→ WORK TO COMPLETE:
Exactly repeat all the records below, omitting the images they hold.

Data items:
-=-=-=-=-

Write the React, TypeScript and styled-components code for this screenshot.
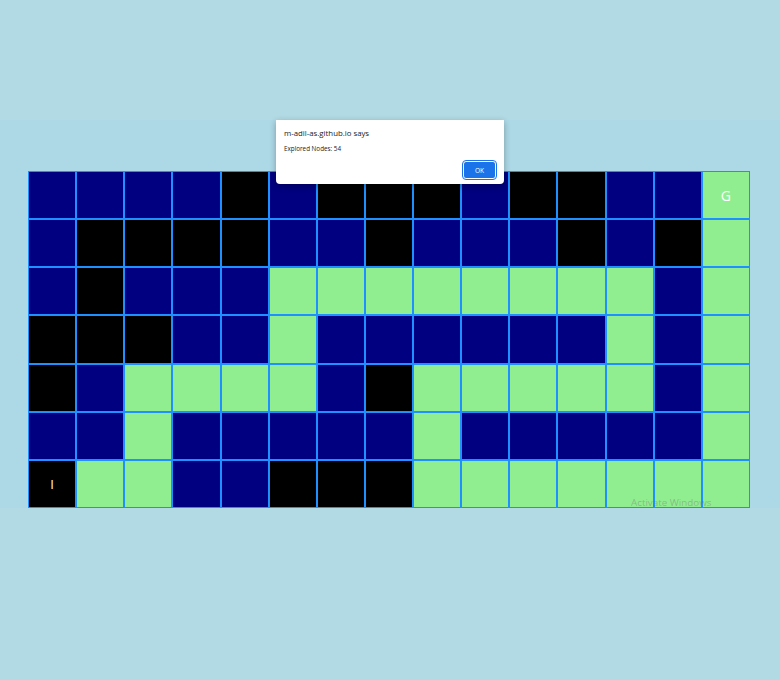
import styled, { createGlobalStyle } from "styled-components";

const GlobalStyle = createGlobalStyle`
  html, body {
    margin: 0;
    padding: 0;
    background: #b2dae4;
    font-family: "Open Sans", "Liberation Sans", Arial, sans-serif;
  }
`;

type Kind = "N" | "B" | "G";

const maze: string[] = [
  "NNNNBNBBBNBBNNG",
  "NBBBBNNBNNNBNBG",
  "NBNNNGGGGGGGGNG",
  "BBBNNGNNNNNNGNG",
  "BNGGGGNBGGGGGNG",
  "NNGNNNNNGNNNNNG",
  "BGGNNBBBGGGGGGG",
];

const colours: Record<Kind, string> = {
  N: "#000080",
  B: "#000000",
  G: "#90ee90",
};

const Page = styled.div`
  position: relative;
  width: 780px;
  height: 680px;
  overflow: hidden;
`;

const TopSpace = styled.div`
  height: 120px;
`;

const Band = styled.div`
  background: #add8e6;
  height: 337px;
  padding: 51px 0 0 28px;
`;

const Grid = styled.div`
  display: grid;
  grid-template-columns: repeat(15, 1fr);
  grid-template-rows: repeat(7, 1fr);
  width: 722px;
  height: 337px;
`;

const Cell = styled.div<{ $kind: Kind }>`
  box-sizing: border-box;
  border: 1px solid #1e90ff;
  background: ${(p) => colours[p.$kind]};
  display: flex;
  align-items: center;
  justify-content: center;
  color: #ffffff;
  font-size: 14px;
`;

const StartMark = styled.span`
  color: #fff6e0;
  font-size: 13px;
`;

const Dialog = styled.div`
  position: absolute;
  left: 276px;
  top: 120px;
  width: 228px;
  height: 64px;
  box-sizing: border-box;
  background: #ffffff;
  border-radius: 0 0 4px 4px;
  box-shadow: 0 2px 6px rgba(0, 0, 0, 0.3);
  padding: 7px 8px 0 8px;
  display: flex;
  flex-direction: column;
`;

const DialogTitle = styled.div`
  font-size: 7.8px;
  color: #202124;
  line-height: 12px;
`;

const DialogBody = styled.div`
  font-size: 6.3px;
  color: #202124;
  margin-top: 5px;
  line-height: 10px;
`;

const Actions = styled.div`
  display: flex;
  justify-content: flex-end;
  margin-top: 7px;
`;

const OkButton = styled.button`
  width: 33px;
  height: 18px;
  box-sizing: border-box;
  background: #1a73e8;
  color: #ffffff;
  border: 1px solid #ffffff;
  outline: 1px solid #1a73e8;
  border-radius: 3px;
  font-family: inherit;
  font-size: 6.5px;
  padding: 0;
`;

const Watermark = styled.div`
  position: absolute;
  left: 631px;
  top: 496px;
  font-family: "Open Sans", "Liberation Sans", sans-serif;
  font-size: 9.8px;
  color: rgba(120, 120, 120, 0.45);
`;

export default function App() {
  return (
    <>
      <GlobalStyle />
      <Page>
        <TopSpace />
        <Band>
          <Grid>
            {maze.map((row, r) =>
              row.split("").map((k, c) => (
                <Cell key={`${r}-${c}`} $kind={k as Kind}>
                  {r === 0 && c === 14 && "G"}
                  {r === 6 && c === 0 && <StartMark>I</StartMark>}
                </Cell>
              ))
            )}
          </Grid>
        </Band>
        <Dialog>
          <DialogTitle>m-adil-as.github.io says</DialogTitle>
          <DialogBody>Explored Nodes: 54</DialogBody>
          <Actions>
            <OkButton>OK</OkButton>
          </Actions>
        </Dialog>
        <Watermark>Activate Windows</Watermark>
      </Page>
    </>
  );
}
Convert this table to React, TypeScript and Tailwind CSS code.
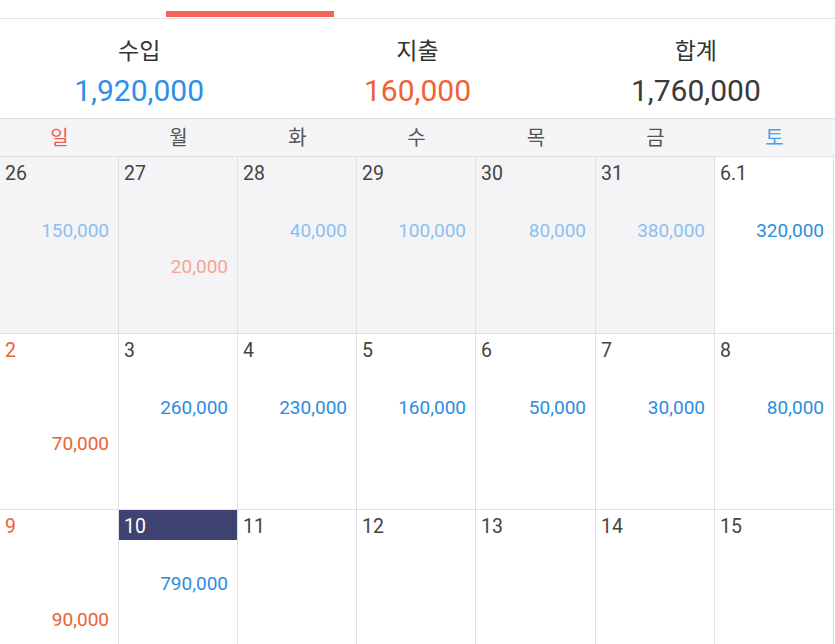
import React from "react";

type Cell = {
  day: string;
  inc?: string;
  exp?: string;
  prev?: boolean;
  today?: boolean;
};

const rows: Cell[][] = [
  [
    { day: "26", inc: "150,000", prev: true },
    { day: "27", exp: "20,000", prev: true },
    { day: "28", inc: "40,000", prev: true },
    { day: "29", inc: "100,000", prev: true },
    { day: "30", inc: "80,000", prev: true },
    { day: "31", inc: "380,000", prev: true },
    { day: "6.1", inc: "320,000" },
  ],
  [
    { day: "2", exp: "70,000" },
    { day: "3", inc: "260,000" },
    { day: "4", inc: "230,000" },
    { day: "5", inc: "160,000" },
    { day: "6", inc: "50,000" },
    { day: "7", inc: "30,000" },
    { day: "8", inc: "80,000" },
  ],
  [
    { day: "9", exp: "90,000" },
    { day: "10", inc: "790,000", today: true },
    { day: "11" },
    { day: "12" },
    { day: "13" },
    { day: "14" },
    { day: "15" },
  ],
];

const weekdays = ["일", "월", "화", "수", "목", "금", "토"];

function DayCell({ c, col }: { c: Cell; col: number }) {
  const isSun = col === 0;
  const numColor = c.today
    ? "text-white bg-[#3e4372]"
    : isSun && !c.prev
    ? "text-[#ea6137]"
    : "text-[#444444]";
  return (
    <div
      className={`flex flex-col border-r border-[#e0e0e0] ${
        c.prev ? "bg-[#f4f4f7]" : "bg-white"
      }`}
    >
      <div
        className={`h-[30px] pl-[5px] pt-[3px] flex items-center text-[19.5px] ${numColor}`}
      >
        {c.day}
      </div>
      <div className="h-[26px]" />
      <div
        className={`h-[36px] pr-[9px] flex items-center justify-end text-[19px] ${
          c.prev ? "text-[#8cc0f0]" : "text-[#2b8de0]"
        }`}
      >
        {c.inc ?? ""}
      </div>
      <div
        className={`h-[36px] pr-[9px] flex items-center justify-end text-[19px] ${
          c.prev ? "text-[#f4a592]" : "text-[#ea6137]"
        }`}
      >
        {c.exp ?? ""}
      </div>
    </div>
  );
}

const rowHeights = ["h-[177px]", "h-[176px]", "h-[177px]"];

export default function App() {
  return (
    <div
      className="w-[835px] h-[644px] overflow-hidden bg-white"
      style={{ fontFamily: 'Roboto, "Noto Sans CJK KR", sans-serif' }}
    >
      {/* top tab indicator */}
      <div className="h-[19px] pt-[11px] border-b border-[#e3e3e3]">
        <div className="ml-[166px] w-[168px] h-[6px] bg-[#f4645a]" />
      </div>

      {/* summary */}
      <div className="h-[99px] grid grid-cols-3 pt-[18px]">
        <div className="flex flex-col items-center">
          <div className="text-[23px] leading-[30px] text-[#333333]">수입</div>
          <div className="mt-[6px] text-[30px] leading-[36px] text-[#2d8fe6]">
            1,920,000
          </div>
        </div>
        <div className="flex flex-col items-center">
          <div className="text-[23px] leading-[30px] text-[#333333]">지출</div>
          <div className="mt-[6px] text-[30px] leading-[36px] text-[#ee6236]">
            160,000
          </div>
        </div>
        <div className="flex flex-col items-center">
          <div className="text-[23px] leading-[30px] text-[#333333]">합계</div>
          <div className="mt-[6px] text-[30px] leading-[36px] text-[#3a3a3a]">
            1,760,000
          </div>
        </div>
      </div>

      {/* weekday header */}
      <div className="grid grid-cols-[119px_119px_119px_119px_120px_119px_119px] h-[39px] pt-[1px] bg-[#f5f5f7] border-t border-b border-[#e0e0e0]">
        {weekdays.map((w, i) => (
          <div
            key={w}
            className={`flex items-center justify-center text-[20px] ${
              i === 0
                ? "text-[#f0605a]"
                : i === 6
                ? "text-[#4aa0ea]"
                : "text-[#555555]"
            }`}
          >
            {w}
          </div>
        ))}
      </div>

      {/* calendar rows */}
      {rows.map((r, ri) => (
        <div
          key={ri}
          className={`grid grid-cols-[119px_119px_119px_119px_120px_119px_119px] border-b border-[#e0e0e0] ${rowHeights[ri]}`}
        >
          {r.map((c, ci) => (
            <DayCell key={ci} c={c} col={ci} />
          ))}
        </div>
      ))}
    </div>
  );
}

-=-=-=-=-

→ EXERCISE RESPONSE:
Write the React, TypeScript and styled-components code for this screenshot.
import styled, { createGlobalStyle } from "styled-components";

const GlobalStyle = createGlobalStyle`
  html, body {
    margin: 0;
    padding: 0;
    background: #b2dae4;
    font-family: "Open Sans", "Liberation Sans", Arial, sans-serif;
  }
`;

type Kind = "N" | "B" | "G";

const maze: string[] = [
  "NNNNBNBBBNBBNNG",
  "NBBBBNNBNNNBNBG",
  "NBNNNGGGGGGGGNG",
  "BBBNNGNNNNNNGNG",
  "BNGGGGNBGGGGGNG",
  "NNGNNNNNGNNNNNG",
  "BGGNNBBBGGGGGGG",
];

const colours: Record<Kind, string> = {
  N: "#000080",
  B: "#000000",
  G: "#90ee90",
};

const Page = styled.div`
  position: relative;
  width: 780px;
  height: 680px;
  overflow: hidden;
`;

const TopSpace = styled.div`
  height: 120px;
`;

const Band = styled.div`
  background: #add8e6;
  height: 337px;
  padding: 51px 0 0 28px;
`;

const Grid = styled.div`
  display: grid;
  grid-template-columns: repeat(15, 1fr);
  grid-template-rows: repeat(7, 1fr);
  width: 722px;
  height: 337px;
`;

const Cell = styled.div<{ $kind: Kind }>`
  box-sizing: border-box;
  border: 1px solid #1e90ff;
  background: ${(p) => colours[p.$kind]};
  display: flex;
  align-items: center;
  justify-content: center;
  color: #ffffff;
  font-size: 14px;
`;

const StartMark = styled.span`
  color: #fff6e0;
  font-size: 13px;
`;

const Dialog = styled.div`
  position: absolute;
  left: 276px;
  top: 120px;
  width: 228px;
  height: 64px;
  box-sizing: border-box;
  background: #ffffff;
  border-radius: 0 0 4px 4px;
  box-shadow: 0 2px 6px rgba(0, 0, 0, 0.3);
  padding: 7px 8px 0 8px;
  display: flex;
  flex-direction: column;
`;

const DialogTitle = styled.div`
  font-size: 7.8px;
  color: #202124;
  line-height: 12px;
`;

const DialogBody = styled.div`
  font-size: 6.3px;
  color: #202124;
  margin-top: 5px;
  line-height: 10px;
`;

const Actions = styled.div`
  display: flex;
  justify-content: flex-end;
  margin-top: 7px;
`;

const OkButton = styled.button`
  width: 33px;
  height: 18px;
  box-sizing: border-box;
  background: #1a73e8;
  color: #ffffff;
  border: 1px solid #ffffff;
  outline: 1px solid #1a73e8;
  border-radius: 3px;
  font-family: inherit;
  font-size: 6.5px;
  padding: 0;
`;

const Watermark = styled.div`
  position: absolute;
  left: 631px;
  top: 496px;
  font-family: "Open Sans", "Liberation Sans", sans-serif;
  font-size: 9.8px;
  color: rgba(120, 120, 120, 0.45);
`;

export default function App() {
  return (
    <>
      <GlobalStyle />
      <Page>
        <TopSpace />
        <Band>
          <Grid>
            {maze.map((row, r) =>
              row.split("").map((k, c) => (
                <Cell key={`${r}-${c}`} $kind={k as Kind}>
                  {r === 0 && c === 14 && "G"}
                  {r === 6 && c === 0 && <StartMark>I</StartMark>}
                </Cell>
              ))
            )}
          </Grid>
        </Band>
        <Dialog>
          <DialogTitle>m-adil-as.github.io says</DialogTitle>
          <DialogBody>Explored Nodes: 54</DialogBody>
          <Actions>
            <OkButton>OK</OkButton>
          </Actions>
        </Dialog>
        <Watermark>Activate Windows</Watermark>
      </Page>
    </>
  );
}
Convert this table to React, TypeScript and Tailwind CSS code.
import React from "react";

type Cell = {
  day: string;
  inc?: string;
  exp?: string;
  prev?: boolean;
  today?: boolean;
};

const rows: Cell[][] = [
  [
    { day: "26", inc: "150,000", prev: true },
    { day: "27", exp: "20,000", prev: true },
    { day: "28", inc: "40,000", prev: true },
    { day: "29", inc: "100,000", prev: true },
    { day: "30", inc: "80,000", prev: true },
    { day: "31", inc: "380,000", prev: true },
    { day: "6.1", inc: "320,000" },
  ],
  [
    { day: "2", exp: "70,000" },
    { day: "3", inc: "260,000" },
    { day: "4", inc: "230,000" },
    { day: "5", inc: "160,000" },
    { day: "6", inc: "50,000" },
    { day: "7", inc: "30,000" },
    { day: "8", inc: "80,000" },
  ],
  [
    { day: "9", exp: "90,000" },
    { day: "10", inc: "790,000", today: true },
    { day: "11" },
    { day: "12" },
    { day: "13" },
    { day: "14" },
    { day: "15" },
  ],
];

const weekdays = ["일", "월", "화", "수", "목", "금", "토"];

function DayCell({ c, col }: { c: Cell; col: number }) {
  const isSun = col === 0;
  const numColor = c.today
    ? "text-white bg-[#3e4372]"
    : isSun && !c.prev
    ? "text-[#ea6137]"
    : "text-[#444444]";
  return (
    <div
      className={`flex flex-col border-r border-[#e0e0e0] ${
        c.prev ? "bg-[#f4f4f7]" : "bg-white"
      }`}
    >
      <div
        className={`h-[30px] pl-[5px] pt-[3px] flex items-center text-[19.5px] ${numColor}`}
      >
        {c.day}
      </div>
      <div className="h-[26px]" />
      <div
        className={`h-[36px] pr-[9px] flex items-center justify-end text-[19px] ${
          c.prev ? "text-[#8cc0f0]" : "text-[#2b8de0]"
        }`}
      >
        {c.inc ?? ""}
      </div>
      <div
        className={`h-[36px] pr-[9px] flex items-center justify-end text-[19px] ${
          c.prev ? "text-[#f4a592]" : "text-[#ea6137]"
        }`}
      >
        {c.exp ?? ""}
      </div>
    </div>
  );
}

const rowHeights = ["h-[177px]", "h-[176px]", "h-[177px]"];

export default function App() {
  return (
    <div
      className="w-[835px] h-[644px] overflow-hidden bg-white"
      style={{ fontFamily: 'Roboto, "Noto Sans CJK KR", sans-serif' }}
    >
      {/* top tab indicator */}
      <div className="h-[19px] pt-[11px] border-b border-[#e3e3e3]">
        <div className="ml-[166px] w-[168px] h-[6px] bg-[#f4645a]" />
      </div>

      {/* summary */}
      <div className="h-[99px] grid grid-cols-3 pt-[18px]">
        <div className="flex flex-col items-center">
          <div className="text-[23px] leading-[30px] text-[#333333]">수입</div>
          <div className="mt-[6px] text-[30px] leading-[36px] text-[#2d8fe6]">
            1,920,000
          </div>
        </div>
        <div className="flex flex-col items-center">
          <div className="text-[23px] leading-[30px] text-[#333333]">지출</div>
          <div className="mt-[6px] text-[30px] leading-[36px] text-[#ee6236]">
            160,000
          </div>
        </div>
        <div className="flex flex-col items-center">
          <div className="text-[23px] leading-[30px] text-[#333333]">합계</div>
          <div className="mt-[6px] text-[30px] leading-[36px] text-[#3a3a3a]">
            1,760,000
          </div>
        </div>
      </div>

      {/* weekday header */}
      <div className="grid grid-cols-[119px_119px_119px_119px_120px_119px_119px] h-[39px] pt-[1px] bg-[#f5f5f7] border-t border-b border-[#e0e0e0]">
        {weekdays.map((w, i) => (
          <div
            key={w}
            className={`flex items-center justify-center text-[20px] ${
              i === 0
                ? "text-[#f0605a]"
                : i === 6
                ? "text-[#4aa0ea]"
                : "text-[#555555]"
            }`}
          >
            {w}
          </div>
        ))}
      </div>

      {/* calendar rows */}
      {rows.map((r, ri) => (
        <div
          key={ri}
          className={`grid grid-cols-[119px_119px_119px_119px_120px_119px_119px] border-b border-[#e0e0e0] ${rowHeights[ri]}`}
        >
          {r.map((c, ci) => (
            <DayCell key={ci} c={c} col={ci} />
          ))}
        </div>
      ))}
    </div>
  );
}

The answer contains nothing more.